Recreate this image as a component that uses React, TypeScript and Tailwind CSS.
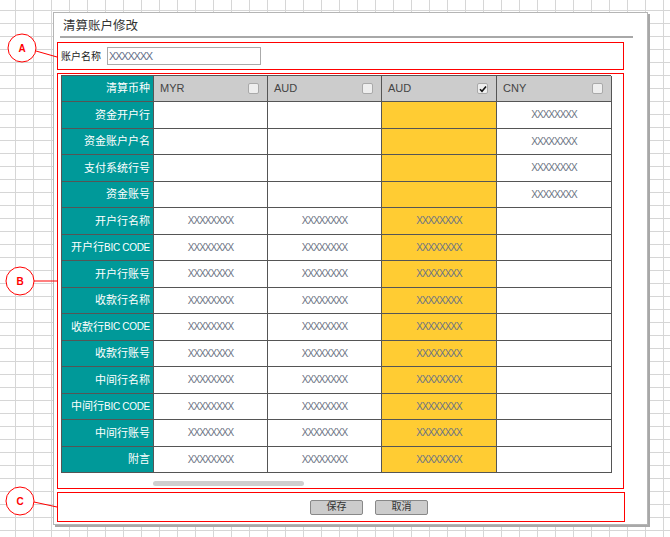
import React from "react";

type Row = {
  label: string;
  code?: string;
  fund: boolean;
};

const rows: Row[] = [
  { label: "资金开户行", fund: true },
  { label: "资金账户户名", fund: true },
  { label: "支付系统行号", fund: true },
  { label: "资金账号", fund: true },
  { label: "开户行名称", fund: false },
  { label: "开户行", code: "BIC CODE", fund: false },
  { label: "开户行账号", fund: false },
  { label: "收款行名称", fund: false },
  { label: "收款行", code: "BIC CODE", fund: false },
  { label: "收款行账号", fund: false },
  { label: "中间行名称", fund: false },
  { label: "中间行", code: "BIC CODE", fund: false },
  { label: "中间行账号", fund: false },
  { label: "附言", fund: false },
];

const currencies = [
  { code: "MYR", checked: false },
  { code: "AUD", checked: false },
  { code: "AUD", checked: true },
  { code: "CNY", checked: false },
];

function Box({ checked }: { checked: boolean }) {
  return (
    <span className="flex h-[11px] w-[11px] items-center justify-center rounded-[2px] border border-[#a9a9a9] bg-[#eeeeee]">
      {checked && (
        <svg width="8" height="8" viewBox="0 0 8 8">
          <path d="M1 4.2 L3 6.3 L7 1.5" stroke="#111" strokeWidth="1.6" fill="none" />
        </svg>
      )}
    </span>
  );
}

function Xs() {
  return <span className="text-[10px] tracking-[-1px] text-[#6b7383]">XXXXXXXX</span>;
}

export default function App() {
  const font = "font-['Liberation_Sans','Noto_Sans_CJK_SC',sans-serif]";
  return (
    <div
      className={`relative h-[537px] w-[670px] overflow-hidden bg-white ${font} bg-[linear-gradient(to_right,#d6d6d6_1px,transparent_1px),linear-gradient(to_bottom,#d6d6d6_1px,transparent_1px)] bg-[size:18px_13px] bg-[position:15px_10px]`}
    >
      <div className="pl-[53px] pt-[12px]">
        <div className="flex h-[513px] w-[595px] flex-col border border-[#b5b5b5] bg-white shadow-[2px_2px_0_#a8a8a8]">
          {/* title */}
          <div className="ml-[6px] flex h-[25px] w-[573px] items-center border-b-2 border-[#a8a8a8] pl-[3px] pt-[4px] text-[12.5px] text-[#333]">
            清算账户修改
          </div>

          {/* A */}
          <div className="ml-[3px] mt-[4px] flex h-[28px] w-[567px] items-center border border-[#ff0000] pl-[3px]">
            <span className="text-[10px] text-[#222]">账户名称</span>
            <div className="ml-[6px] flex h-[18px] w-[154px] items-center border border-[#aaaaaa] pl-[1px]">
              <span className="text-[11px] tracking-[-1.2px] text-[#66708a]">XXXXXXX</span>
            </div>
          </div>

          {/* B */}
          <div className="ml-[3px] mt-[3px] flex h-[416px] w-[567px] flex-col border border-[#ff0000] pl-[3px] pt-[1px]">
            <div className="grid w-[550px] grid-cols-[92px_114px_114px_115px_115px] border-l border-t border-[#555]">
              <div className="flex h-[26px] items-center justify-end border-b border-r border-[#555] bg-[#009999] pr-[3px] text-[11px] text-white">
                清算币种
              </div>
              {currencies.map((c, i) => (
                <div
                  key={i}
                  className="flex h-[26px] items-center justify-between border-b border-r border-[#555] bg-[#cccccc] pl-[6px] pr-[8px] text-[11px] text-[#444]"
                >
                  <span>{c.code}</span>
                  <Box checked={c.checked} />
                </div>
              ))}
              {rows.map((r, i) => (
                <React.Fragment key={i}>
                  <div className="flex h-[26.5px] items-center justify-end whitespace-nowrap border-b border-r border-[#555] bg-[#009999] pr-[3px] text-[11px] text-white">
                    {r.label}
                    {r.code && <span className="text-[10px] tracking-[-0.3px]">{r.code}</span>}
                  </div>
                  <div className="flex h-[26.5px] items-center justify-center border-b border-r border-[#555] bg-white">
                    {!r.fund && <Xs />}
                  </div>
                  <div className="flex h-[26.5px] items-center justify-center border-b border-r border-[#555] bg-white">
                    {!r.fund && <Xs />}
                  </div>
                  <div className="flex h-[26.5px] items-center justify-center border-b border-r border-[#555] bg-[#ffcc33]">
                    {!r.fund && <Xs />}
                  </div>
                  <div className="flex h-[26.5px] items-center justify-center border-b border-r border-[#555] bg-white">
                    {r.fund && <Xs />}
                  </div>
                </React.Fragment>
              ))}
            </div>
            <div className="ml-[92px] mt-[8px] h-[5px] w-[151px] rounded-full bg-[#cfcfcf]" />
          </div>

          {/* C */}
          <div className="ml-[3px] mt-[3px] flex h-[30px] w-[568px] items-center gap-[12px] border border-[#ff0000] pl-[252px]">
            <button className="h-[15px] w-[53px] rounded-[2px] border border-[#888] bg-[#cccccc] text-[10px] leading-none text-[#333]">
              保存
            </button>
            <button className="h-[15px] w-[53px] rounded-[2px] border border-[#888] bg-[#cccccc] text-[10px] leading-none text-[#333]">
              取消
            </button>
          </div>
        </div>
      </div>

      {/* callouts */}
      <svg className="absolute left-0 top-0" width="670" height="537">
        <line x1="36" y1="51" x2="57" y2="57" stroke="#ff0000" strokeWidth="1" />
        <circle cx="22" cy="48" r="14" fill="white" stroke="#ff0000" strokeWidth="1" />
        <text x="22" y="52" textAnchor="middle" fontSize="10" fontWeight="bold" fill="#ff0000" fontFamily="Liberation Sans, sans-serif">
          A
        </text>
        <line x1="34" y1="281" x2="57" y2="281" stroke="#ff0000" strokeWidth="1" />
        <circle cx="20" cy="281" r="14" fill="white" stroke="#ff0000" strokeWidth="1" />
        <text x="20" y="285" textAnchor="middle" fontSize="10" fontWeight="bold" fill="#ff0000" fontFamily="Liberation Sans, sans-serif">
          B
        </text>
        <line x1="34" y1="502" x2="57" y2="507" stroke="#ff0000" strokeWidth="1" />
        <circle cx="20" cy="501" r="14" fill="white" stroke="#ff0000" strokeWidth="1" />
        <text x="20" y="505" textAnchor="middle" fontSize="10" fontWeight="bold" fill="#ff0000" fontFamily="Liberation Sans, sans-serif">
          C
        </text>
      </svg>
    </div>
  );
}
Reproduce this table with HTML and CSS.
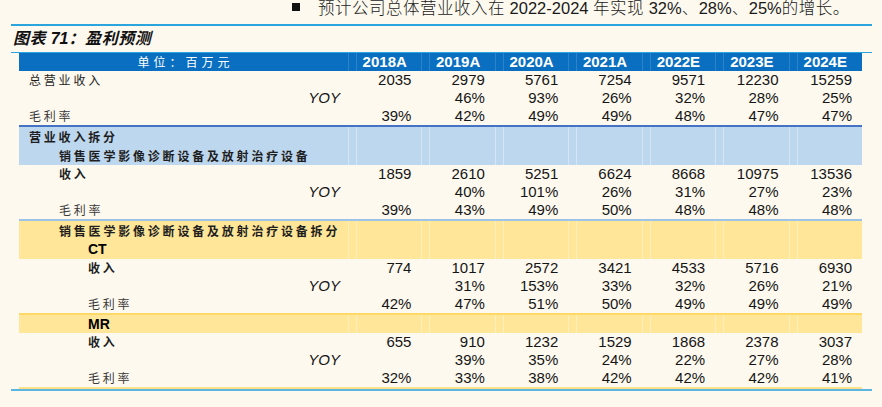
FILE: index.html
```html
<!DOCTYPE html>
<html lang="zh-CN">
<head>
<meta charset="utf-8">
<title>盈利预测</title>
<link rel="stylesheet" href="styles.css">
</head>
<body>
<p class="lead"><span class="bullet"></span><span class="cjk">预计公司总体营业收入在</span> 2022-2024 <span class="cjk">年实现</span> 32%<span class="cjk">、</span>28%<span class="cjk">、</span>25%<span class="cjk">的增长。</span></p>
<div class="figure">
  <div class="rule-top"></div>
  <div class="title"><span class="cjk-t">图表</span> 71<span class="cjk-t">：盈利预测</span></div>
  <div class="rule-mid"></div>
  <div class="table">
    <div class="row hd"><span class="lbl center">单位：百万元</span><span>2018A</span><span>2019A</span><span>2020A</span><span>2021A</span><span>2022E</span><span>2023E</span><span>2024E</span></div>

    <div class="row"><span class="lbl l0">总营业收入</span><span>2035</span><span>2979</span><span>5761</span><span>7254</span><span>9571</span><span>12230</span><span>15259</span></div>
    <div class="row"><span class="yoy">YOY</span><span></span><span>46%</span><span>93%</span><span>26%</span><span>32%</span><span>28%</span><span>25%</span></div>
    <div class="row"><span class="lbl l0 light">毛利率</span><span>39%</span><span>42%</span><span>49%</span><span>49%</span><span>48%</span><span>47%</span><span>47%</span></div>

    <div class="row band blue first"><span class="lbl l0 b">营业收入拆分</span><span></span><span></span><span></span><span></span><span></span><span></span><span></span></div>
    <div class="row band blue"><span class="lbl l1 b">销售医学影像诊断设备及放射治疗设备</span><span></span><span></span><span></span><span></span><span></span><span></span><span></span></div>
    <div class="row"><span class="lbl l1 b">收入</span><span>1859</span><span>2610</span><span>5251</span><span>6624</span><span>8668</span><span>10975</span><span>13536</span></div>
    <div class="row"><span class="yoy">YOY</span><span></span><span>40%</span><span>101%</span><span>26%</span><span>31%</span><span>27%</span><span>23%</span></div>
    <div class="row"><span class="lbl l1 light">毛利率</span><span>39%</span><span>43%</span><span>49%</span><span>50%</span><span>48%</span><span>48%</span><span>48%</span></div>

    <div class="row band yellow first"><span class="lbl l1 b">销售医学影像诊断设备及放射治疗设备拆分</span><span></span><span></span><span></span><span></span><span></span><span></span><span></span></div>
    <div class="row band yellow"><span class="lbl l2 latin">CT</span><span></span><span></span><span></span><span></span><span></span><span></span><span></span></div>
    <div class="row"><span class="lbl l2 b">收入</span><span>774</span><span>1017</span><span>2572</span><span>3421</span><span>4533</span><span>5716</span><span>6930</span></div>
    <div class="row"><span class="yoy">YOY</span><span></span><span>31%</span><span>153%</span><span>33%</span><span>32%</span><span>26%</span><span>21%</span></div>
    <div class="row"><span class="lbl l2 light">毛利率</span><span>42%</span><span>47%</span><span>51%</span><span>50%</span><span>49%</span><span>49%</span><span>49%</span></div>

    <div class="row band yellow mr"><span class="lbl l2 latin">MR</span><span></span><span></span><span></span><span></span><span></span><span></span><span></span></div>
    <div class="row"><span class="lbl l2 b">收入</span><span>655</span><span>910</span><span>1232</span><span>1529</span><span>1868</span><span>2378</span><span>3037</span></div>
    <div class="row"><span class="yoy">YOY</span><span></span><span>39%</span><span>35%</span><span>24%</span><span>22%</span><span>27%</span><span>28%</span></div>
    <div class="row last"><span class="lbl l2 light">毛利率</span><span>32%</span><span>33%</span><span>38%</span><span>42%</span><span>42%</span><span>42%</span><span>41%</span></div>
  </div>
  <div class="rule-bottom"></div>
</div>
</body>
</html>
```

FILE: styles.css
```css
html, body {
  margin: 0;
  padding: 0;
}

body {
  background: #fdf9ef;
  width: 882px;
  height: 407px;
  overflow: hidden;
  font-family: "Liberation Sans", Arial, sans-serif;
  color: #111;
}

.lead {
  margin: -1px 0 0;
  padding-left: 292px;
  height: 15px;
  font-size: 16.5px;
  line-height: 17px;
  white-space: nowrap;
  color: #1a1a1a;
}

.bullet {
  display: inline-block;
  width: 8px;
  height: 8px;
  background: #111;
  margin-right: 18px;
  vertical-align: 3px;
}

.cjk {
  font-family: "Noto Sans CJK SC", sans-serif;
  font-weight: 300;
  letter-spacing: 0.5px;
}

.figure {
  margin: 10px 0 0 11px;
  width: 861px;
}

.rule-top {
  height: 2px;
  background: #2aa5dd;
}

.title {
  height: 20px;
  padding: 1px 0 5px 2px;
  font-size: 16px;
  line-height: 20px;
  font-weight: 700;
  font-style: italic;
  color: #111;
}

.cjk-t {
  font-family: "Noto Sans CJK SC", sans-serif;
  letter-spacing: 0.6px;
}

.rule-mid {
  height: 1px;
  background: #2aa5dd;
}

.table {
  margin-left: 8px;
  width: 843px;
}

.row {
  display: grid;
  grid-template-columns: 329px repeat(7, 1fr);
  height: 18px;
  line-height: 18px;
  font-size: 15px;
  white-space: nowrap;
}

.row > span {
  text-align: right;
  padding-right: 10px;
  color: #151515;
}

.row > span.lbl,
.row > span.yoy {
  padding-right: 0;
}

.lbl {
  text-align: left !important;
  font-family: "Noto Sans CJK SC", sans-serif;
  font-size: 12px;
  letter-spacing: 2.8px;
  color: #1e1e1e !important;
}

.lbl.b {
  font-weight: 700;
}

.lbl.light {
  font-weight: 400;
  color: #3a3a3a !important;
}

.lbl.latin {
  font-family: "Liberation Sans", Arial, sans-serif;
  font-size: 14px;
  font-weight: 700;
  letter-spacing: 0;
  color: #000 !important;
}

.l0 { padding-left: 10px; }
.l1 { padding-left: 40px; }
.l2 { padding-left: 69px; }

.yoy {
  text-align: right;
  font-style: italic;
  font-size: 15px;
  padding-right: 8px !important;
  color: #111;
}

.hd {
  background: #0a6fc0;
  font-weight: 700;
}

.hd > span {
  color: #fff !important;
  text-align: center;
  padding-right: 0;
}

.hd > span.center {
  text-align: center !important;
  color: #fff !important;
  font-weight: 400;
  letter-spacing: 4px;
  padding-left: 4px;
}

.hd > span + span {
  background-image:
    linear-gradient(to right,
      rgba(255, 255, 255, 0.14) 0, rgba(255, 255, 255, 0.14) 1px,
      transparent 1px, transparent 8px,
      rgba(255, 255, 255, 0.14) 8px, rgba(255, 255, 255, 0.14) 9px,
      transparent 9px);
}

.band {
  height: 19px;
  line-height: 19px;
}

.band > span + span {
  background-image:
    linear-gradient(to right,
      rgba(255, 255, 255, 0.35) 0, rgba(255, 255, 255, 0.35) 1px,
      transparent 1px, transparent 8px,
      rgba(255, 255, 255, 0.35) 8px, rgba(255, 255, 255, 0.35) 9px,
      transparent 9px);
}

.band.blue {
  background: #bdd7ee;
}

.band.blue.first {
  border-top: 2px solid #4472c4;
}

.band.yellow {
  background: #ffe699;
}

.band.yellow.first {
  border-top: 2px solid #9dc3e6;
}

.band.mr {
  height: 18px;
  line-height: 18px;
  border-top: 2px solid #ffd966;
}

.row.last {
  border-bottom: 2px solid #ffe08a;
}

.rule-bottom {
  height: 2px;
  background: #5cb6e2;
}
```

────────────────────────────────────────

Take each line containing the string "this" and copy it out.

Recreate this image as a component that uses React, TypeScript and Tailwind CSS.
Reproduce this table with HTML and CSS.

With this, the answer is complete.